#### Supplied material:
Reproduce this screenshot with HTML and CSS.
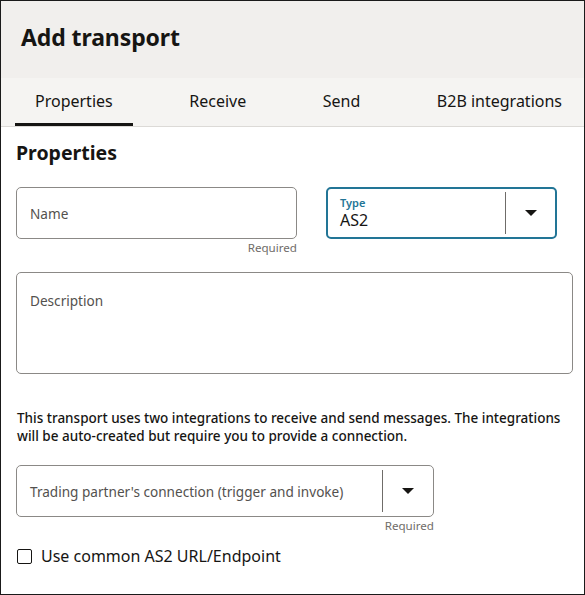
FILE: index.html
```html
<!DOCTYPE html>
<html>
<head>
<meta charset="utf-8">
<link rel="stylesheet" href="styles.css">
</head>
<body>
<div class="dialog">
  <header class="header"><h1 class="title">Add transport</h1></header>
  <nav class="tabs">
    <div class="tab active">Properties</div>
    <div class="tab">Receive</div>
    <div class="tab">Send</div>
    <div class="tab">B2B integrations</div>
  </nav>
  <main class="content">
    <h2 class="section-title">Properties</h2>
    <div class="row-two">
      <div class="field-wrap">
        <div class="field"><span class="placeholder">Name</span></div>
        <div class="help">Required</div>
      </div>
      <div class="field-wrap">
        <div class="field select focused">
          <div class="select-value stacked">
            <span class="float-label">Type</span>
            <span class="value">AS2</span>
          </div>
          <div class="select-btn"><span class="caret"></span></div>
        </div>
      </div>
    </div>
    <div class="field textarea"><span class="placeholder">Description</span></div>
    <p class="note">This transport uses two integrations to receive and send messages. The integrations will be auto-created but require you to provide a connection.</p>
    <div class="field-wrap conn">
      <div class="field select">
        <div class="select-value"><span class="placeholder">Trading partner's connection (trigger and invoke)</span></div>
        <div class="select-btn"><span class="caret"></span></div>
      </div>
      <div class="help">Required</div>
    </div>
    <label class="check"><span class="box"></span><span>Use common AS2 URL/Endpoint</span></label>
  </main>
</div>
</body>
</html>
```
FILE: styles.css
```css
* { box-sizing: border-box; }
html, body { margin: 0; padding: 0; }
body {
  font-family: "Noto Sans", "Open Sans", sans-serif;
  color: #161513;
  background: #fff;
}
.dialog {
  width: 585px;
  height: 595px;
  border: 1px solid #1a1a1a;
  display: flex;
  flex-direction: column;
  overflow: hidden;
}
.header {
  background: #f1efed;
  height: 77px;
  padding: 0 20px 6px;
  display: flex;
  align-items: center;
}
.title {
  margin: 0;
  font-size: 23px;
  font-weight: 700;
  letter-spacing: -0.1px;
}
.tabs {
  background: #f5f4f2;
  height: 49px;
  border-bottom: 1px solid #dcdad7;
  display: flex;
  justify-content: space-between;
  padding: 0 2px 0 14px;
}
.tab {
  padding: 0 20px;
  display: flex;
  align-items: center;
  font-size: 16px;
  color: #161513;
  border-bottom: 3px solid transparent;
  padding-top: 1px;
}
.tab.active { border-bottom-color: #161513; }
.content {
  padding: 14px 11px 0 15px;
  display: flex;
  flex-direction: column;
}
.section-title {
  margin: 0 0 22px;
  font-size: 19.5px;
  font-weight: 700;
  line-height: 24px;
}
.row-two {
  display: grid;
  grid-template-columns: 281px 231px;
  column-gap: 29px;
}
.field-wrap { display: flex; flex-direction: column; }
.field {
  height: 52px;
  border: 1px solid #8b8986;
  border-radius: 5px;
  display: flex;
  align-items: center;
  padding: 0 13px;
}
.placeholder {
  font-size: 13.6px;
  color: #53514e;
}
.help {
  text-align: right;
  font-size: 11.6px;
  color: #6f6c69;
  margin-top: 1px;
  line-height: 16px;
}
.select { padding-right: 0; }
.select-value {
  flex: 1;
  display: flex;
  flex-direction: column;
  justify-content: center;
}
.select-value.stacked {
  gap: 3px;
  padding-bottom: 2px;
}
.select-btn {
  width: 51px;
  align-self: stretch;
  margin: 4px 0;
  border-left: 1px solid #6f6c69;
  display: flex;
  align-items: center;
  justify-content: center;
}
.caret {
  width: 0; height: 0;
  border-left: 6px solid transparent;
  border-right: 6px solid transparent;
  border-top: 6px solid #161513;
}
.focused {
  border: 2px solid #227596;
  padding-left: 12px;
}
.focused .select-btn { margin: 3px 0; width: 50px; }
.float-label {
  font-size: 11px;
  font-weight: 600;
  color: #227596;
  line-height: 13px;
}
.value {
  font-size: 16px;
  line-height: 17px;
}
.textarea {
  margin-top: 16px;
  height: 102px;
  align-items: flex-start;
  padding-top: 18px;
}
.note {
  margin: 35px 0 0 1px;
  font-size: 13.5px;
  line-height: 18px;
  font-weight: 500;
}
.conn {
  width: 418px;
  margin-top: 20px;
}
.check {
  display: flex;
  align-items: center;
  gap: 9px;
  font-size: 16px;
  margin-top: 11px;
  margin-left: 1px;
}
.box {
  width: 15px; height: 15px;
  border: 1.5px solid #161513;
  border-radius: 2px;
}
```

#### Aim of the exercise:
Copy the material shown above in full and exactly. Skip the pictures.

#### Answer to this task:
Reproduce this screenshot with HTML and CSS.
FILE: index.html
```html
<!DOCTYPE html>
<html>
<head>
<meta charset="utf-8">
<link rel="stylesheet" href="styles.css">
</head>
<body>
<div class="dialog">
  <header class="header"><h1 class="title">Add transport</h1></header>
  <nav class="tabs">
    <div class="tab active">Properties</div>
    <div class="tab">Receive</div>
    <div class="tab">Send</div>
    <div class="tab">B2B integrations</div>
  </nav>
  <main class="content">
    <h2 class="section-title">Properties</h2>
    <div class="row-two">
      <div class="field-wrap">
        <div class="field"><span class="placeholder">Name</span></div>
        <div class="help">Required</div>
      </div>
      <div class="field-wrap">
        <div class="field select focused">
          <div class="select-value stacked">
            <span class="float-label">Type</span>
            <span class="value">AS2</span>
          </div>
          <div class="select-btn"><span class="caret"></span></div>
        </div>
      </div>
    </div>
    <div class="field textarea"><span class="placeholder">Description</span></div>
    <p class="note">This transport uses two integrations to receive and send messages. The integrations will be auto-created but require you to provide a connection.</p>
    <div class="field-wrap conn">
      <div class="field select">
        <div class="select-value"><span class="placeholder">Trading partner's connection (trigger and invoke)</span></div>
        <div class="select-btn"><span class="caret"></span></div>
      </div>
      <div class="help">Required</div>
    </div>
    <label class="check"><span class="box"></span><span>Use common AS2 URL/Endpoint</span></label>
  </main>
</div>
</body>
</html>
```
FILE: styles.css
```css
* { box-sizing: border-box; }
html, body { margin: 0; padding: 0; }
body {
  font-family: "Noto Sans", "Open Sans", sans-serif;
  color: #161513;
  background: #fff;
}
.dialog {
  width: 585px;
  height: 595px;
  border: 1px solid #1a1a1a;
  display: flex;
  flex-direction: column;
  overflow: hidden;
}
.header {
  background: #f1efed;
  height: 77px;
  padding: 0 20px 6px;
  display: flex;
  align-items: center;
}
.title {
  margin: 0;
  font-size: 23px;
  font-weight: 700;
  letter-spacing: -0.1px;
}
.tabs {
  background: #f5f4f2;
  height: 49px;
  border-bottom: 1px solid #dcdad7;
  display: flex;
  justify-content: space-between;
  padding: 0 2px 0 14px;
}
.tab {
  padding: 0 20px;
  display: flex;
  align-items: center;
  font-size: 16px;
  color: #161513;
  border-bottom: 3px solid transparent;
  padding-top: 1px;
}
.tab.active { border-bottom-color: #161513; }
.content {
  padding: 14px 11px 0 15px;
  display: flex;
  flex-direction: column;
}
.section-title {
  margin: 0 0 22px;
  font-size: 19.5px;
  font-weight: 700;
  line-height: 24px;
}
.row-two {
  display: grid;
  grid-template-columns: 281px 231px;
  column-gap: 29px;
}
.field-wrap { display: flex; flex-direction: column; }
.field {
  height: 52px;
  border: 1px solid #8b8986;
  border-radius: 5px;
  display: flex;
  align-items: center;
  padding: 0 13px;
}
.placeholder {
  font-size: 13.6px;
  color: #53514e;
}
.help {
  text-align: right;
  font-size: 11.6px;
  color: #6f6c69;
  margin-top: 1px;
  line-height: 16px;
}
.select { padding-right: 0; }
.select-value {
  flex: 1;
  display: flex;
  flex-direction: column;
  justify-content: center;
}
.select-value.stacked {
  gap: 3px;
  padding-bottom: 2px;
}
.select-btn {
  width: 51px;
  align-self: stretch;
  margin: 4px 0;
  border-left: 1px solid #6f6c69;
  display: flex;
  align-items: center;
  justify-content: center;
}
.caret {
  width: 0; height: 0;
  border-left: 6px solid transparent;
  border-right: 6px solid transparent;
  border-top: 6px solid #161513;
}
.focused {
  border: 2px solid #227596;
  padding-left: 12px;
}
.focused .select-btn { margin: 3px 0; width: 50px; }
.float-label {
  font-size: 11px;
  font-weight: 600;
  color: #227596;
  line-height: 13px;
}
.value {
  font-size: 16px;
  line-height: 17px;
}
.textarea {
  margin-top: 16px;
  height: 102px;
  align-items: flex-start;
  padding-top: 18px;
}
.note {
  margin: 35px 0 0 1px;
  font-size: 13.5px;
  line-height: 18px;
  font-weight: 500;
}
.conn {
  width: 418px;
  margin-top: 20px;
}
.check {
  display: flex;
  align-items: center;
  gap: 9px;
  font-size: 16px;
  margin-top: 11px;
  margin-left: 1px;
}
.box {
  width: 15px; height: 15px;
  border: 1.5px solid #161513;
  border-radius: 2px;
}
```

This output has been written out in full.